The exercise => Copy nothing but the stretch that opens with the line containing "Emit a component" and closes with the line containing "import React from". Keep pictures out.

Data lines =>
━━━━

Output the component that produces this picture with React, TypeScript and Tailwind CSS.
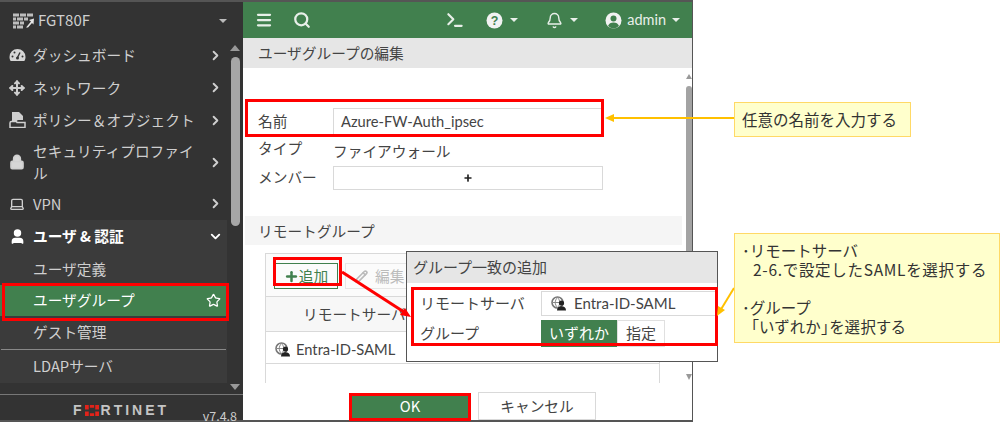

━━━━

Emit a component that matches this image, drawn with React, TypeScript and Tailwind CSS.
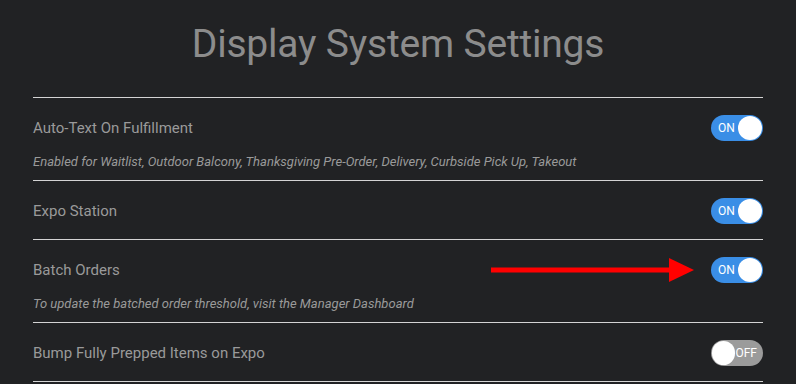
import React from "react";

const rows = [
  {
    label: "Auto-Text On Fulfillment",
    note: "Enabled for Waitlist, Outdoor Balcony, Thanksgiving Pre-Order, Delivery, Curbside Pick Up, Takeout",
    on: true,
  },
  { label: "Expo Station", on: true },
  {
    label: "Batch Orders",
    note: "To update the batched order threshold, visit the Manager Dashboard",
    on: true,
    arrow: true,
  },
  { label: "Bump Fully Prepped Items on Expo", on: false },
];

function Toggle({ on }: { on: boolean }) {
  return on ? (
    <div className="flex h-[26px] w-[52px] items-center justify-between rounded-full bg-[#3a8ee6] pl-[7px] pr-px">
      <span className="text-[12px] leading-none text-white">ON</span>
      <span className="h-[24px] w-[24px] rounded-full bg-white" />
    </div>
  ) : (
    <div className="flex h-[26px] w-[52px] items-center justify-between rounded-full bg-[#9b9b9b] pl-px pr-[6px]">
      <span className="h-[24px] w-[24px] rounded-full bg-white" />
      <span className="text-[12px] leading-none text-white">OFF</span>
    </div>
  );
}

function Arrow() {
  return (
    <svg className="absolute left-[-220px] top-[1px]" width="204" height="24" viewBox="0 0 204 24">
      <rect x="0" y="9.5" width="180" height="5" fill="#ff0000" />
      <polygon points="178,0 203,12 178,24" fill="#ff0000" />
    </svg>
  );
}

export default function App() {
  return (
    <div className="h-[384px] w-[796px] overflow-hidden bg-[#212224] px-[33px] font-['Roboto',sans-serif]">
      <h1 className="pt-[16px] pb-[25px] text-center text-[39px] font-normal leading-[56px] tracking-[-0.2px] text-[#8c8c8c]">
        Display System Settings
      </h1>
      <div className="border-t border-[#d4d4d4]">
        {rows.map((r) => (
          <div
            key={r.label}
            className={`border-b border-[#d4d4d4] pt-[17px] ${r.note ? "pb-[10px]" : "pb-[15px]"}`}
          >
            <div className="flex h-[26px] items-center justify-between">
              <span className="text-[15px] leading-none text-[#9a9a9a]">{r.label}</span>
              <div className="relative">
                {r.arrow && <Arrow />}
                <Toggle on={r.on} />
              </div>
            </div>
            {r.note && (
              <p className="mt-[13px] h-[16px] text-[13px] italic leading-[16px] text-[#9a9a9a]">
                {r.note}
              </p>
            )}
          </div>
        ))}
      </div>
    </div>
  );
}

━━━━

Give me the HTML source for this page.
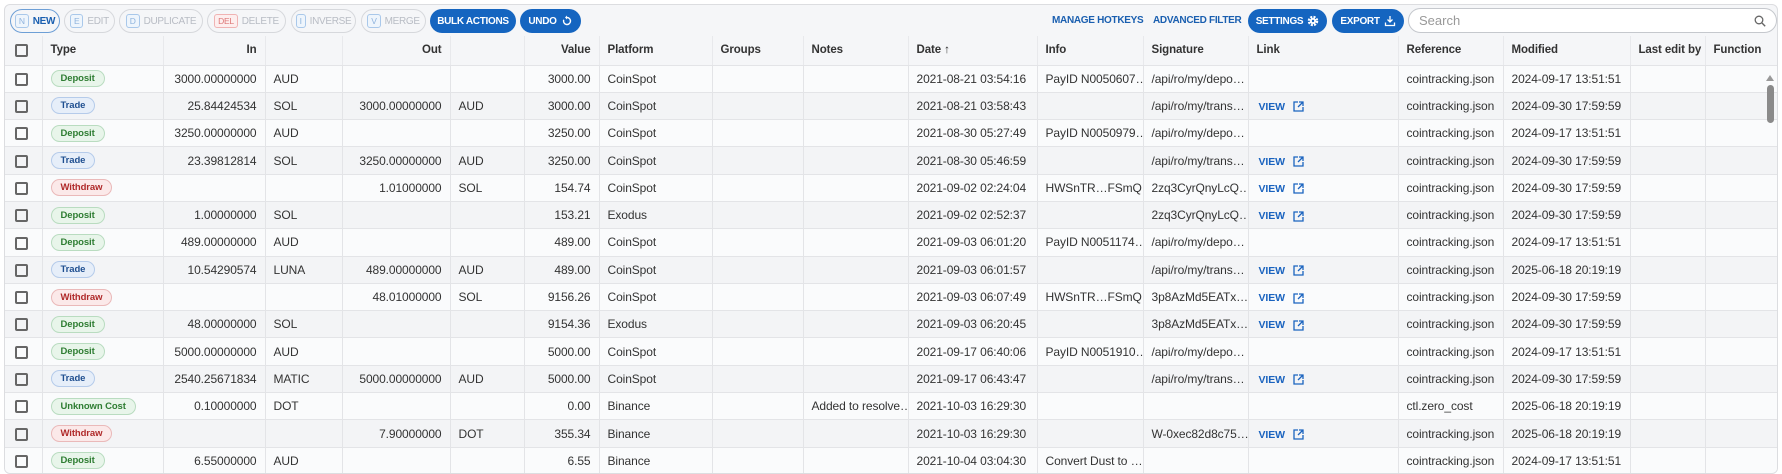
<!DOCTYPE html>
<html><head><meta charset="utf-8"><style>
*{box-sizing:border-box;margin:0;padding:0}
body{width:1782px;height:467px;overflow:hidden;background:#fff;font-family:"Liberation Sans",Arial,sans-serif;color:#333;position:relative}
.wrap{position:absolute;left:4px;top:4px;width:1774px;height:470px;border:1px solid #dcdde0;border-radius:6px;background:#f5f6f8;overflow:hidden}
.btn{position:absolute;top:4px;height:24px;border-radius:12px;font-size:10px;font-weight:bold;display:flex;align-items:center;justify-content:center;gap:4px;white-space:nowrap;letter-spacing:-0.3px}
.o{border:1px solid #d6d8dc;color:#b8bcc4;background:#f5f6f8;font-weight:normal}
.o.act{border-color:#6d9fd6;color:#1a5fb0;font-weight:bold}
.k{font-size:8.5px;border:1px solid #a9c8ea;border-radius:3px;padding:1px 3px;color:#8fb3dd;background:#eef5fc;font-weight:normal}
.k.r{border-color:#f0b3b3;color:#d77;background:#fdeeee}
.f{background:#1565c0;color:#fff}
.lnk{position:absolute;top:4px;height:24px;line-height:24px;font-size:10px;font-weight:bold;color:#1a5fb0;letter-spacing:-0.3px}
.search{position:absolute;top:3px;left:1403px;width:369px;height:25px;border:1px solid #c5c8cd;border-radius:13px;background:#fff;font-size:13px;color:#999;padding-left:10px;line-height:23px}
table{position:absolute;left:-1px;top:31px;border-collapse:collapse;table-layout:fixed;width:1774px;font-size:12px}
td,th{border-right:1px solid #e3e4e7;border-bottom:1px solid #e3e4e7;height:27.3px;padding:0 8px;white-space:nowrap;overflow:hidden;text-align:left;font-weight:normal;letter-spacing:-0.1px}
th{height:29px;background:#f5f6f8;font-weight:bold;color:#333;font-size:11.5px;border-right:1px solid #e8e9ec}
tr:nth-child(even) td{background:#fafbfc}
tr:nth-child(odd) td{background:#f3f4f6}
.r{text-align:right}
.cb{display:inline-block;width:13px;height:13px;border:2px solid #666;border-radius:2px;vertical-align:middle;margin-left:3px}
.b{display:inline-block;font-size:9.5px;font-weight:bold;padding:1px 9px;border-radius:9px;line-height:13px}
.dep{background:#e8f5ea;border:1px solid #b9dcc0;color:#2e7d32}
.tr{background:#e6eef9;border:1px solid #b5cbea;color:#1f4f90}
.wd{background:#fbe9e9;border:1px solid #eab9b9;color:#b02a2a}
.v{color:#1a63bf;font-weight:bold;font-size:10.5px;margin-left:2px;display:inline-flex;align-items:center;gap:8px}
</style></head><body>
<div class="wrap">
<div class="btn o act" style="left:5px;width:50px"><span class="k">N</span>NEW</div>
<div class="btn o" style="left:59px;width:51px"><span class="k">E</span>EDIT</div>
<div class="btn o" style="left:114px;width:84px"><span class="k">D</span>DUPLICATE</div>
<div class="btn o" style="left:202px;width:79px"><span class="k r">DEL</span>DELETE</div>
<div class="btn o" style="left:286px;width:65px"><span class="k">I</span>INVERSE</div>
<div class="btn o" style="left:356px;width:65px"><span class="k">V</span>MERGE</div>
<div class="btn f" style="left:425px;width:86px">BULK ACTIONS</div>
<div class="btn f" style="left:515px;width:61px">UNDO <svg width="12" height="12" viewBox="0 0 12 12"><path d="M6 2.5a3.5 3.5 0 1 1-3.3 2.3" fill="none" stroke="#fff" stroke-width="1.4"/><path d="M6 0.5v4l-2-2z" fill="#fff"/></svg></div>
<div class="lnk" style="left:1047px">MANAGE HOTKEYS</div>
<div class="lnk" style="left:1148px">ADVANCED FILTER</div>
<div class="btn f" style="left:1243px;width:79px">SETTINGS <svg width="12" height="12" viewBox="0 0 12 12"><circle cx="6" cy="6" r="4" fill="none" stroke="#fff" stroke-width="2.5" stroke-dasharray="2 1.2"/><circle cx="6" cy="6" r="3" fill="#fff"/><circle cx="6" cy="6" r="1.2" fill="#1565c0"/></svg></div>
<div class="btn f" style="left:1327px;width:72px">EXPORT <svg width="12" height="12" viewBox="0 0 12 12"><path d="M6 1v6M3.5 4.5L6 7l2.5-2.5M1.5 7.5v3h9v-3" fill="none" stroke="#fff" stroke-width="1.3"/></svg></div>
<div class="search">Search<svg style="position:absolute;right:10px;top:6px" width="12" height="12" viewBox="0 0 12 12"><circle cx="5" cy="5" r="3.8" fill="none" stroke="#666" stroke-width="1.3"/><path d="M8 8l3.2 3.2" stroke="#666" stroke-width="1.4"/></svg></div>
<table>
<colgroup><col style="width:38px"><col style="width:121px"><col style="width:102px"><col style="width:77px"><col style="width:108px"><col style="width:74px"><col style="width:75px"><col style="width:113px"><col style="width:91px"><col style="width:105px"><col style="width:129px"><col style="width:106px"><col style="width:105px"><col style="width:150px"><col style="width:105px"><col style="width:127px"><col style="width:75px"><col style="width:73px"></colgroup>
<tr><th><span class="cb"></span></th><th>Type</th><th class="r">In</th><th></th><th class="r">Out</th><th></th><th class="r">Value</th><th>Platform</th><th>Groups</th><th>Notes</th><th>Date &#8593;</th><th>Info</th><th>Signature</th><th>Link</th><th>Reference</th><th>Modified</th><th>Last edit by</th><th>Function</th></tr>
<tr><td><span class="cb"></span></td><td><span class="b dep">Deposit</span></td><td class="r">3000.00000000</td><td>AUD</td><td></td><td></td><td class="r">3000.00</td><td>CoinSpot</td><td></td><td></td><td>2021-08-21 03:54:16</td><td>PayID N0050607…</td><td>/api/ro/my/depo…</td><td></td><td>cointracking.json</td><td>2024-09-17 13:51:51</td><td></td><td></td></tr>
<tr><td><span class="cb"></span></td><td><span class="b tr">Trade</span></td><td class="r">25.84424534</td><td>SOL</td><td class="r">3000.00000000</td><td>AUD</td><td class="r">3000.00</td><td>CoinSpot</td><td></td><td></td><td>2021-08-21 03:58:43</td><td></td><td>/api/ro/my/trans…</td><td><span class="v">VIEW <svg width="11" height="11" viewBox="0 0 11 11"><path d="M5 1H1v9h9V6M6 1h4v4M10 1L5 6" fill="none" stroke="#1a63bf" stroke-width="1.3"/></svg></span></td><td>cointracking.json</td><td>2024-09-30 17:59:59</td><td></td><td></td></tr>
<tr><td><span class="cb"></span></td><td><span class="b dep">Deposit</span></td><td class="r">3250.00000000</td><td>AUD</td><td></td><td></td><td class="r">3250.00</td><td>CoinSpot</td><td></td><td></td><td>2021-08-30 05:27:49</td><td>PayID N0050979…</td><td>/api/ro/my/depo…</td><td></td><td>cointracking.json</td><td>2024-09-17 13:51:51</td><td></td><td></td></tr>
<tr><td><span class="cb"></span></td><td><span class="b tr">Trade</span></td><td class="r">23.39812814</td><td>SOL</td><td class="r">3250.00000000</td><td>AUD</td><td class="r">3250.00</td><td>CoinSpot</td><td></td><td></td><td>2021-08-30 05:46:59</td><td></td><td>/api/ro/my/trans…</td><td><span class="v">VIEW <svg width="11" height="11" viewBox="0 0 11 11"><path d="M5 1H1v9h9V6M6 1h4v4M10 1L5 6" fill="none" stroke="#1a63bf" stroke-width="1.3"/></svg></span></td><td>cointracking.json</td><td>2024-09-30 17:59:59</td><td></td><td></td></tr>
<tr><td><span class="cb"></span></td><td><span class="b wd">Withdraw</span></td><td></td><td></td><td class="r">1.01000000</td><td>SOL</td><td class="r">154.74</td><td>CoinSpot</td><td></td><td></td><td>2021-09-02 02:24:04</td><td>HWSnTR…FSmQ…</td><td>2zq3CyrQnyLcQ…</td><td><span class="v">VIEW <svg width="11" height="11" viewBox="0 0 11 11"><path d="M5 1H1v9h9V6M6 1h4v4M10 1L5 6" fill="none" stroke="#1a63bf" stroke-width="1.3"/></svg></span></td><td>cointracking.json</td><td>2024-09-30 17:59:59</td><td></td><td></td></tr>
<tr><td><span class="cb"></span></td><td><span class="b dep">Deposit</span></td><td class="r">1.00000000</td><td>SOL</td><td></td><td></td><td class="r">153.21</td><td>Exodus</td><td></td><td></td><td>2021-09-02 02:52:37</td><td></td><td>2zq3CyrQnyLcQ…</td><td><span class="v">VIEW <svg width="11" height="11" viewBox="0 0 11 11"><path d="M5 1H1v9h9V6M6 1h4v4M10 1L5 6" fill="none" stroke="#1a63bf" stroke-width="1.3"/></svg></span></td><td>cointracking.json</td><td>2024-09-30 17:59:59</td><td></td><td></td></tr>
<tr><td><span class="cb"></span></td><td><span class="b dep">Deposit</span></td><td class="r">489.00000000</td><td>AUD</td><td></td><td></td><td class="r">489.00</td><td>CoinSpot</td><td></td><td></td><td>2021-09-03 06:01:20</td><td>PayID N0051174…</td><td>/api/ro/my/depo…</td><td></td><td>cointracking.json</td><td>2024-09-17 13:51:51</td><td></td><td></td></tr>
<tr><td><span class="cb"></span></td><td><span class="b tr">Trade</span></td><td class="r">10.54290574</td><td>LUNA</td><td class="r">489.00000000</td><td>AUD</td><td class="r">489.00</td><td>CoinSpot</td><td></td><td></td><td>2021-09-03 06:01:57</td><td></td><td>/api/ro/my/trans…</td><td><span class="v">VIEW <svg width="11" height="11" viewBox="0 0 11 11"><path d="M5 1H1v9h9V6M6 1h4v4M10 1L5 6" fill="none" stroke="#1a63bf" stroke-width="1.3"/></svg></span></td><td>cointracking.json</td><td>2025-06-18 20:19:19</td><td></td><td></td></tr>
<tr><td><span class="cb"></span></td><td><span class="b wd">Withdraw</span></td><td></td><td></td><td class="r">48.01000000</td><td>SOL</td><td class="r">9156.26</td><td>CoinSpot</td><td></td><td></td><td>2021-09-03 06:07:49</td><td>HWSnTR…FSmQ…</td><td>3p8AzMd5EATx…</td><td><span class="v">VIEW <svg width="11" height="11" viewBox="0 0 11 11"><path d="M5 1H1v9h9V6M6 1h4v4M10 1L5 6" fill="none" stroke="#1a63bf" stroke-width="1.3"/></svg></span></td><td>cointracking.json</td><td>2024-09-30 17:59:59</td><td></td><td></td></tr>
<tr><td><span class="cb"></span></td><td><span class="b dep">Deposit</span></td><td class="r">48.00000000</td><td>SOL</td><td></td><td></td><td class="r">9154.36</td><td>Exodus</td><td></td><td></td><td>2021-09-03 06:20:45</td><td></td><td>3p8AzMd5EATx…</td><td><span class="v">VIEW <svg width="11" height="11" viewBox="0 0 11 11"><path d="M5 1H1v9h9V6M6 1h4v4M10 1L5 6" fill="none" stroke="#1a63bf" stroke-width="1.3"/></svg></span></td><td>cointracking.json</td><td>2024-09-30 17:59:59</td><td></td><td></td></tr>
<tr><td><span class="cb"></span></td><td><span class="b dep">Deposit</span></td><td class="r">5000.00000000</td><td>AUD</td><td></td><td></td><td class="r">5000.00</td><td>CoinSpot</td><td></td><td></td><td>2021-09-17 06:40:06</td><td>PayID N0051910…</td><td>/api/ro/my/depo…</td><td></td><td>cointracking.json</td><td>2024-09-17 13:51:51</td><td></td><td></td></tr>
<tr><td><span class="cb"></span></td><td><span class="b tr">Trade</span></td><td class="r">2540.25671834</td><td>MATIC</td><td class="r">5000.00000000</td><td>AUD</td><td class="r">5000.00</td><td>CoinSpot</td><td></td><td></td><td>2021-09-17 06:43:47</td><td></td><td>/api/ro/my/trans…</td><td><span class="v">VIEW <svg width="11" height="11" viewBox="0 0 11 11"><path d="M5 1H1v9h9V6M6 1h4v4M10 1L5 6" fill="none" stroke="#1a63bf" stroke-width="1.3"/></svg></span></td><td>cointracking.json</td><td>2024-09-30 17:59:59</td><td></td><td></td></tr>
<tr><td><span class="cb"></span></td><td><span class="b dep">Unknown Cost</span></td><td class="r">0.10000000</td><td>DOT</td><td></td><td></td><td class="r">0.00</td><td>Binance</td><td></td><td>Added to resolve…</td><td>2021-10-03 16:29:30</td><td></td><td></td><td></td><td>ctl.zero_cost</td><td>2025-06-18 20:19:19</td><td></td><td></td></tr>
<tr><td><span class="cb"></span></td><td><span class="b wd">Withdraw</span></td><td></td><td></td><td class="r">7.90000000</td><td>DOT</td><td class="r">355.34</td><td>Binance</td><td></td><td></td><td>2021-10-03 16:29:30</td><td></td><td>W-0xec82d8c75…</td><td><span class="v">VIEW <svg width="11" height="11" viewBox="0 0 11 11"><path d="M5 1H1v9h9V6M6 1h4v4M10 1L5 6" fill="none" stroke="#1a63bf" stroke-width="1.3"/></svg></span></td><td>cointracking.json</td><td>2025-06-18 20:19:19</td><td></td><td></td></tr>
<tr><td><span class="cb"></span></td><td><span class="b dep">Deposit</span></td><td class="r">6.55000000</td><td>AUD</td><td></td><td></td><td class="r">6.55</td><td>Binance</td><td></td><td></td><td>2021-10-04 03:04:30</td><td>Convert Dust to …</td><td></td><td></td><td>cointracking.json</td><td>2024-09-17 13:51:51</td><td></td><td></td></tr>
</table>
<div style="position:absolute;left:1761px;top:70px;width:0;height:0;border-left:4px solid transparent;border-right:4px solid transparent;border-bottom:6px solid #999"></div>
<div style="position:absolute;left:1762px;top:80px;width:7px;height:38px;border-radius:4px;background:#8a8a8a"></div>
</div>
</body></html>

━━━━

Task solution =>
Emit a component that matches this image, drawn with React, TypeScript and Tailwind CSS.
import React from "react";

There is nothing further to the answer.